Work to complete >> Select, from the material below, each line with "React" in it.

Raw data >>
..........

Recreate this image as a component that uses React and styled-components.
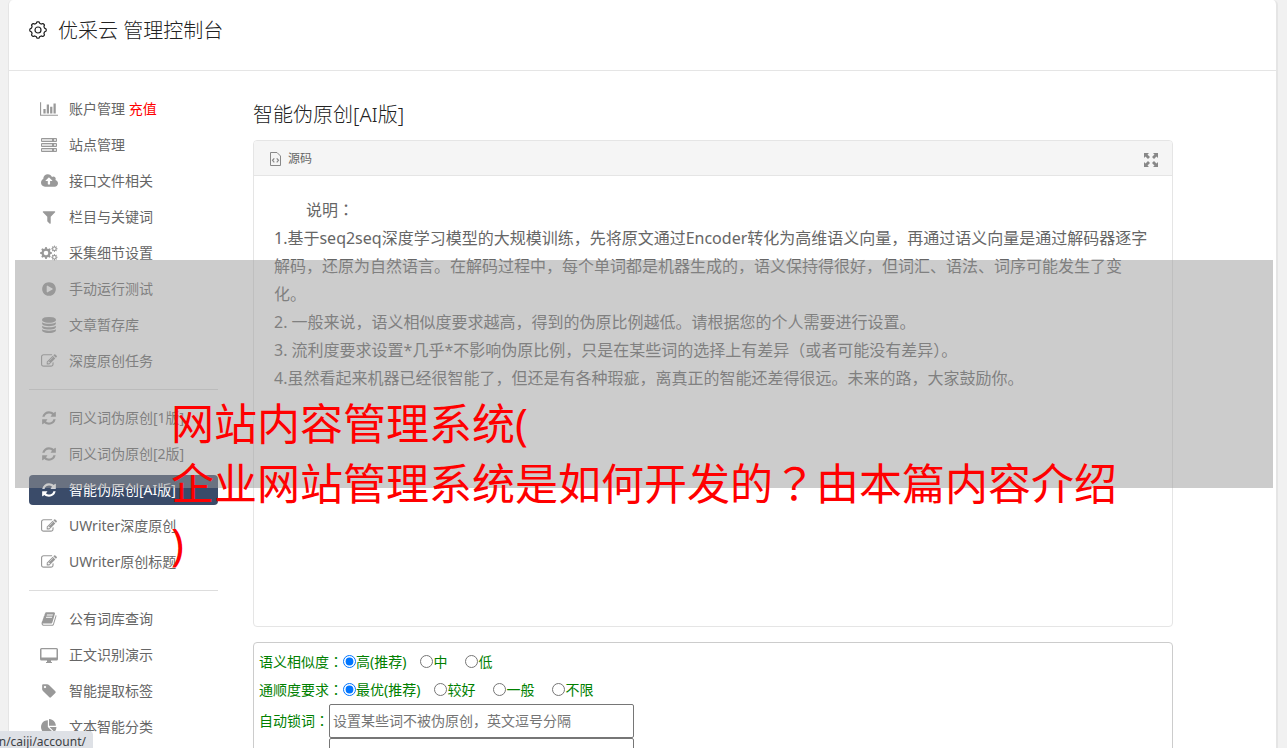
import React from "react";
import styled, { createGlobalStyle } from "styled-components";

const GlobalStyle = createGlobalStyle`
  * { box-sizing: border-box; }
  body {
    margin: 0;
    background: #f1f1f1;
    color: #666;
    font: 14px/20px "Noto Sans", "Noto Sans CJK SC", sans-serif;
  }
  h1, h2, p, ul, form { margin: 0; padding: 0; }
`;

const Page = styled.div`
  position: relative;
  height: 100vh;
  overflow: hidden;
  padding: 0 9px 0 8px;
`;

const Shell = styled.div`
  min-height: 100%;
  background: #fff;
  border: solid #e5e5e5;
  border-width: 0 2px 0 1px;
  border-radius: 5px 5px 0 0;
`;

const Header = styled.header`
  display: flex;
  align-items: center;
  gap: 11px;
  height: 71px;
  padding: 0 20px 10px;
  border-bottom: 1px solid #e5e5e5;
  color: #222;
`;

const Title = styled.h1`
  padding-top: 2px;
  font-size: 20px;
  line-height: 28px;
  font-weight: 300;
`;

const Columns = styled.div`
  display: flex;
  align-items: flex-start;
  gap: 35px;
  padding: 23px 103px 0 20px;
`;

const Sidebar = styled.nav`
  flex: 0 0 189px;
`;

const Menu = styled.ul`
  display: flex;
  flex-direction: column;
  gap: 6px;
  list-style: none;
`;

const Divider = styled.li`
  height: 1px;
  margin: 7px 0;
  background: #ddd;
`;

const MenuLink = styled.a`
  display: flex;
  align-items: center;
  gap: 10px;
  height: 30px;
  padding-left: 10px;
  border-radius: 4px;
  white-space: nowrap;
  text-decoration: none;
  color: ${(p) => (p.$active ? "#fff" : "#666")};
  background: ${(p) => (p.$active ? "#3a4b69" : "transparent")};
`;

const IconSlot = styled.span`
  display: flex;
  justify-content: center;
  width: 20px;
  color: ${(p) => (p.$active ? "#fff" : "#999")};
`;

const Recharge = styled.span`
  color: #f00;
`;

const Main = styled.main`
  flex: 1;
  min-width: 0;
`;

const Heading = styled.h2`
  padding-top: 4px;
  margin-bottom: 8px;
  font-size: 20px;
  line-height: 34px;
  font-weight: 300;
  color: #222;
`;

const Panel = styled.section`
  min-height: 487px;
  border: 1px solid #e5e5e5;
  border-radius: 4px;
`;

const PanelBar = styled.div`
  display: flex;
  align-items: center;
  gap: 6px;
  height: 35px;
  padding: 2px 14px 0 15px;
  border-bottom: 1px solid #e5e5e5;
  border-radius: 3px 3px 0 0;
  background: #f5f5f5;
  font-size: 12px;
`;

const ExpandButton = styled.button`
  display: flex;
  margin-left: auto;
  padding: 2px 0 0;
  border: 0;
  background: none;
  color: #888;
`;

const Article = styled.div`
  padding: 20px;
  font-size: 16px;
  line-height: 28px;
`;

const Lead = styled.p`
  text-indent: 2em;
`;

const Mid = styled.span`
  font-family: "Noto Sans CJK TC", sans-serif;
  line-height: 1;
`;

const Options = styled.form`
  margin-top: 15px;
  padding: 5px;
  border: 1px solid #ccc;
  border-radius: 4px;
  color: #008000;
`;

const OptionRow = styled.fieldset`
  display: flex;
  align-items: center;
  height: 28px;
  margin: 0;
  padding: 0;
  border: 0;
`;

const Choice = styled.label`
  display: flex;
  align-items: center;
  margin-right: ${(p) => (p.$first ? 14 : 18)}px;
`;

const Radio = styled.input`
  width: 13px;
  height: 13px;
  margin: 0 0 2px;
`;

const FieldRow = styled.div`
  display: flex;
  align-items: center;
`;

const FieldLabel = styled.label`
  width: 70px;
`;

const Field = styled.input`
  width: 305px;
  height: 34px;
  padding: 0 3px 2px;
  border: 1px solid #767676;
  border-radius: 2px;
  font: inherit;
  &::placeholder { color: #757575; }
`;

const Band = styled.div`
  position: absolute;
  top: 260px;
  left: 15px;
  right: 14px;
  height: 228px;
  background: rgba(153, 153, 153, 0.5);
`;

const Caption = styled.p`
  position: absolute;
  top: 394px;
  left: 171px;
  font-size: 43px;
  line-height: 60px;
  white-space: nowrap;
  color: #f00;
`;

const StatusBubble = styled.div`
  position: absolute;
  left: 0;
  bottom: 0;
  display: flex;
  justify-content: flex-end;
  width: 93px;
  height: 17px;
  padding: 2px 7px 0 0;
  overflow: hidden;
  border-radius: 0 4px 0 0;
  background: #dee1e6;
  color: #3c4043;
  font-size: 12px;
  line-height: 17px;
  white-space: nowrap;
`;

const Glyph = ({ d, width = 1792, size = 16 }) => (
  <svg width={Math.round((width / 1792) * size)} height={size} viewBox={`0 0 ${width} 1792`} fill="currentColor" fillRule="evenodd" aria-hidden="true">
    <path d={d} />
  </svg>
);

const PATHS = {
  chart: "M640 896v512h-256v-512h256zm384-512v1024h-256v-1024h256zm1024 1152v128h-2048v-1536h128v1408h1920zm-640-896v768h-256v-768h256zm384-384v1152h-256v-1152h256z",
  cloud: "M1280 864q0-14-9-23l-352-352q-9-9-23-9t-23 9l-351 351q-10 12-10 24 0 14 9 23t23 9h224v352q0 13 9.5 22.5t22.5 9.5h192q13 0 22.5-9.5t9.5-22.5v-352h224q13 0 22.5-9.5t9.5-22.5zm640 288q0 159-112.5 271.5t-271.5 112.5h-1088q-185 0-316.5-131.5t-131.5-316.5q0-130 70-240t188-165q-2-30-2-43 0-212 150-362t362-150q156 0 285.5 87t188.5 231q71-62 166-62 106 0 181 75t75 181q0 76-41 138 130 31 213.5 135.5t83.5 238.5z",
  filter: "M1595 295q17 41-14 70l-493 493v742q0 42-39 59-13 5-25 5-27 0-45-19l-256-256q-19-19-19-45v-486l-493-493q-31-29-14-70 17-39 59-39h1280q42 0 59 39z",
  play: "M896 128q209 0 385.5 103t279.5 279.5 103 385.5-103 385.5-279.5 279.5-385.5 103-385.5-103-279.5-279.5-103-385.5 103-385.5 279.5-279.5 385.5-103zm384 823q32-18 32-55t-32-55l-544-320q-31-19-64-1-32 19-32 56v640q0 37 32 56 16 8 32 8 17 0 32-9z",
  database: "M896 768q237 0 443-43t325-127v170q0 69-103 128t-280 93.5-385 34.5-385-34.5-280-93.5-103-128v-170q119 84 325 127t443 43zm0 768q237 0 443-43t325-127v170q0 69-103 128t-280 93.5-385 34.5-385-34.5-280-93.5-103-128v-170q119 84 325 127t443 43zm0-384q237 0 443-43t325-127v170q0 69-103 128t-280 93.5-385 34.5-385-34.5-280-93.5-103-128v-170q119 84 325 127t443 43zm0-1152q208 0 385 34.5t280 93.5 103 128v128q0 69-103 128t-280 93.5-385 34.5-385-34.5-280-93.5-103-128v-128q0-69 103-128t280-93.5 385-34.5z",
  edit: "M888 1184l116-116-152-152-116 116v56h96v96h56zm440-720q-16-16-33 1l-350 350q-17 17-1 33t33-1l350-350q17-17 1-33zm80 594v190q0 119-84.5 203.5t-203.5 84.5h-832q-119 0-203.5-84.5t-84.5-203.5v-832q0-119 84.5-203.5t203.5-84.5h832q63 0 117 25 15 7 18 23 3 17-9 29l-49 49q-14 14-32 8-23-6-45-6h-832q-66 0-113 47t-47 113v832q0 66 47 113t113 47h832q66 0 113-47t47-113v-126q0-13 9-22l64-64q15-15 35-7t20 29zm-96-738l288 288-672 672h-288v-288zm444 132l-92 92-288-288 92-92q28-28 68-28t68 28l152 152q28 28 28 68t-28 68z",
  refresh: "M1639 1056q0 5-1 7-64 268-268 434.5t-478 166.5q-146 0-282.5-55t-243.5-157l-129 129q-19 19-45 19t-45-19-19-45v-448q0-26 19-45t45-19h448q26 0 45 19t19 45-19 45l-137 137q71 66 161 102t187 36q134 0 250-65t186-179q11-17 53-117 8-23 30-23h192q13 0 22.5 9.5t9.5 22.5zm25-800v448q0 26-19 45t-45 19h-448q-26 0-45-19t-19-45 19-45l138-138q-148-137-349-137-134 0-250 65t-186 179q-11 17-53 117-8 23-30 23h-199q-13 0-22.5-9.5t-9.5-22.5v-7q65-268 270-434.5t480-166.5q146 0 284 55.5t245 156.5l130-129q19-19 45-19t45 19 19 45z",
  book: "M1703 478q40 57 18 129l-275 906q-19 64-76.5 107.5t-122.5 43.5h-923q-77 0-148.5-53.5t-99.5-131.5q-24-67-2-127 0-4 3-27t4-37q1-8-3-21.5t-3-19.5q2-11 8-21t16.5-23.5 16.5-23.5q23-38 45-91.5t30-91.5q3-10 .5-30t-.5-28q3-11 17-28t17-23q21-36 42-92t25-90q1-9-2.5-32t.5-28q4-13 22-30.5t22-22.5q19-26 42.5-84.5t27.5-96.5q1-8-3-25.5t-2-26.5q2-8 9-18t18-23 17-21q8-12 16.5-30.5t15-35 16-36 19.5-32 26.5-23.5 36-11.5 47.5 5.5l-1 3q38-9 51-9h761q74 0 114 56t18 130l-274 906q-36 119-71.5 153.5t-128.5 34.5h-869q-27 0-38 15-11 16-1 43 24 70 144 70h923q29 0 56-15.5t35-41.5l300-987q7-22 5-57 38 15 59 43zm-1064 2q-4 13 2 22.5t20 9.5h608q13 0 25.5-9.5t16.5-22.5l21-64q4-13-2-22.5t-20-9.5h-608q-13 0-25.5 9.5t-16.5 22.5zm-83 256q-4 13 2 22.5t20 9.5h608q13 0 25.5-9.5t16.5-22.5l21-64q4-13-2-22.5t-20-9.5h-608q-13 0-25.5 9.5t-16.5 22.5z",
  tag: "M576 448q0-53-37.5-90.5t-90.5-37.5-90.5 37.5-37.5 90.5 37.5 90.5 90.5 37.5 90.5-37.5 37.5-90.5zm1067 576q0 53-37 90l-491 492q-39 37-91 37-53 0-90-37l-715-716q-38-37-64.5-101t-26.5-117v-416q0-52 38-90t90-38h416q53 0 117 26.5t102 64.5l715 714q37 39 37 91z",
  pie: "M768 890l546 546q-106 108-247.5 168t-298.5 60q-209 0-385.5-103t-279.5-279.5-103-385.5 103-385.5 279.5-279.5 385.5-103v762zm187 6h773q0 157-60 298.5t-168 247.5zm709-128h-768v-768q209 0 385.5 103t279.5 279.5 103 385.5z",
};

const ServerIcon = () => (
  <svg width="16" height="14" viewBox="0 0 16 14" aria-hidden="true">
    {[0, 5, 10].map((y) => (
      <g key={y}>
        <rect x="0" y={y} width="16" height="4" rx="1" fill="currentColor" />
        <rect x="1" y={y + 1} width="10" height="2" fill="#ddd" />
        <rect x="13" y={y + 1} width="2" height="2" fill="#ddd" />
      </g>
    ))}
  </svg>
);

const DesktopIcon = () => (
  <svg width="18" height="15" viewBox="0 0 18 15" fill="currentColor" fillRule="evenodd" aria-hidden="true">
    <path d="M1.5 0h15A1.5 1.5 0 0 1 18 1.500v9.500a1.500 1.500 0 0 1-1.500 1.500H11v1.500h1v1H6v-1h1v-1.500H1.500A1.500 1.500 0 0 1 0 11V1.500A1.500 1.500 0 0 1 1.500 0zM1.500 1.200v8.300h15V1.200z" />
  </svg>
);

// Closed toothed outline: the radius swings between r - depth and r + depth.
const gear = (cx, cy, r, depth) => {
  const points = [];
  for (let i = 0; i < 144; i += 1) {
    const a = (i / 144) * Math.PI * 2;
    const wave = Math.max(-1, Math.min(1, Math.cos(a * 8) * 1.8));
    const d = r + wave * depth;
    points.push(`${(cx + d * Math.sin(a)).toFixed(2)} ${(cy - d * Math.cos(a)).toFixed(2)}`);
  }
  return `M${points.join("L")}Z`;
};

const ring = (cx, cy, r) => `M${cx - r} ${cy}a${r} ${r} 0 1 0 ${2 * r} 0a${r} ${r} 0 1 0 ${-2 * r} 0z`;

const CogsIcon = () => (
  <svg width="18" height="16" viewBox="0 0 18 16" fill="currentColor" fillRule="evenodd" aria-hidden="true">
    <path d={gear(6, 8, 5.2, 0.7) + ring(6, 8, 2.3)} />
    <path d={gear(14.4, 3.8, 2.7, 0.5) + ring(14.4, 3.8, 1.2)} />
    <path d={gear(14.4, 12.2, 2.7, 0.5) + ring(14.4, 12.2, 1.2)} />
  </svg>
);

const GearIcon = () => (
  <svg width="18" height="18" viewBox="0 0 18 18" fill="none" stroke="currentColor" strokeWidth="1.2" strokeLinejoin="round" aria-hidden="true">
    <path d={gear(9, 9, 7.5, 0.7)} />
    <circle cx="9" cy="9" r="3" />
  </svg>
);

const SourceIcon = () => (
  <svg width="13" height="14" viewBox="0 0 13 14" fill="none" stroke="#888" aria-hidden="true">
    <path d="M1.500.500h6.500l3.500 3.500v9.500h-10z" />
    <path d="M5.300 6.300L3.500 8.300l1.800 2M7.700 6.300l1.800 2-1.800 2" strokeWidth="1.200" />
  </svg>
);

const ExpandIcon = () => (
  <svg width="14" height="14" viewBox="0 0 14 14" fill="currentColor" aria-hidden="true">
    {[0, 90, 180, 270].map((turn) => (
      <path key={turn} transform={`rotate(${turn} 7 7)`} d="M0 0h5L3.500 1.500 6 4 4 6 1.500 3.500 0 5z" />
    ))}
  </svg>
);

const glyph = (name, width) => <Glyph d={PATHS[name]} width={width} />;

const MENU = [
  [
    { icon: glyph("chart", 2048), label: "账户管理", extra: "充值" },
    { icon: <ServerIcon />, label: "站点管理" },
    { icon: glyph("cloud", 1920), label: "接口文件相关" },
    { icon: glyph("filter"), label: "栏目与关键词" },
    { icon: <CogsIcon />, label: "采集细节设置" },
    { icon: glyph("play"), label: "手动运行测试" },
    { icon: glyph("database"), label: "文章暂存库" },
    { icon: glyph("edit"), label: "深度原创任务" },
  ],
  [
    { icon: glyph("refresh"), label: "同义词伪原创[1版]" },
    { icon: glyph("refresh"), label: "同义词伪原创[2版]" },
    { icon: glyph("refresh"), label: "智能伪原创[AI版]", active: true },
    { icon: glyph("edit"), label: "UWriter深度原创" },
    { icon: glyph("edit"), label: "UWriter原创标题" },
  ],
  [
    { icon: glyph("book"), label: "公有词库查询" },
    { icon: <DesktopIcon />, label: "正文识别演示" },
    { icon: glyph("tag"), label: "智能提取标签" },
    { icon: glyph("pie"), label: "文本智能分类" },
  ],
];

const NOTES = [
  "1.基于seq2seq深度学习模型的大规模训练，先将原文通过Encoder转化为高维语义向量，再通过语义向量是通过解码器逐字解码，还原为自然语言。在解码过程中，每个单词都是机器生成的，语义保持得很好，但词汇、语法、词序可能发生了变化。",
  "2. 一般来说，语义相似度要求越高，得到的伪原比例越低。请根据您的个人需要进行设置。",
  "3. 流利度要求设置*几乎*不影响伪原比例，只是在某些词的选择上有差异（或者可能没有差异）。",
  "4.虽然看起来机器已经很智能了，但还是有各种瑕疵，离真正的智能还差得很远。未来的路，大家鼓励你。",
];

const RADIO_ROWS = [
  { name: "similarity", label: "语义相似度", choices: ["高(推荐)", "中", "低"] },
  { name: "fluency", label: "通顺度要求", choices: ["最优(推荐)", "较好", "一般", "不限"] },
];

export default function App() {
  return (
    <Page>
      <GlobalStyle />
      <Shell>
        <Header>
          <GearIcon />
          <Title>优采云 管理控制台</Title>
        </Header>
        <Columns>
          <Sidebar>
            <Menu>
              {MENU.map((group, g) => (
                <React.Fragment key={g}>
                  {g > 0 && <Divider role="separator" />}
                  {group.map((item) => (
                    <li key={item.label}>
                      <MenuLink href="#" $active={item.active}>
                        <IconSlot $active={item.active}>{item.icon}</IconSlot>
                        <span>
                          {item.label}
                          {item.extra && <Recharge> {item.extra}</Recharge>}
                        </span>
                      </MenuLink>
                    </li>
                  ))}
                </React.Fragment>
              ))}
            </Menu>
          </Sidebar>
          <Main>
            <Heading>智能伪原创[AI版]</Heading>
            <Panel>
              <PanelBar>
                <SourceIcon />
                <span>源码</span>
                <ExpandButton type="button" aria-label="全屏">
                  <ExpandIcon />
                </ExpandButton>
              </PanelBar>
              <Article>
                <Lead>说明<Mid>：</Mid></Lead>
                {NOTES.map((note) => (
                  <p key={note}>{note}</p>
                ))}
              </Article>
            </Panel>
            <Options>
              {RADIO_ROWS.map((row) => (
                <OptionRow key={row.name} aria-label={row.label}>
                  <span>{row.label}<Mid>：</Mid></span>
                  {row.choices.map((choice, i) => (
                    <Choice key={choice} $first={i === 0}>
                      <Radio type="radio" name={row.name} defaultChecked={i === 0} />
                      {choice}
                    </Choice>
                  ))}
                </OptionRow>
              ))}
              <FieldRow>
                <FieldLabel htmlFor="locked">自动锁词<Mid>：</Mid></FieldLabel>
                <Field id="locked" type="text" placeholder="设置某些词不被伪原创，英文逗号分隔" />
              </FieldRow>
              <FieldRow>
                <FieldLabel htmlFor="extra" />
                <Field id="extra" type="text" />
              </FieldRow>
            </Options>
          </Main>
        </Columns>
      </Shell>
      <Band />
      <Caption>
        网站内容管理系统(
        <br />
        企业网站管理系统是如何开发的<Mid>？</Mid>由本篇内容介绍
        <br />)
      </Caption>
      <StatusBubble>n/caiji/account/</StatusBubble>
    </Page>
  );
}
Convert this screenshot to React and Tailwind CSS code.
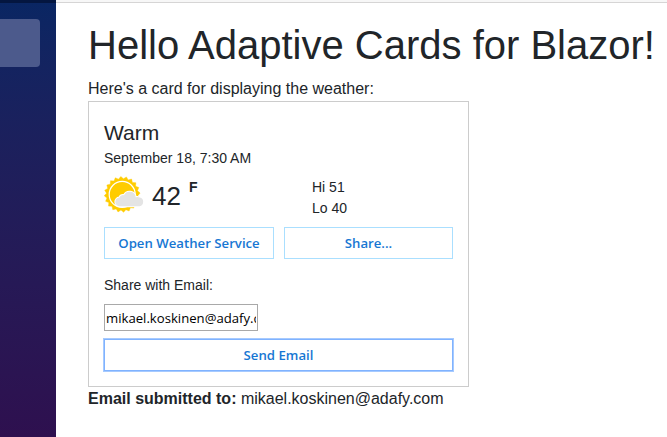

..........

Exercise result >>
Recreate this image as a component that uses React and styled-components.
import React from "react";
                <React.Fragment key={g}>
                </React.Fragment>
Convert this screenshot to React and Tailwind CSS code.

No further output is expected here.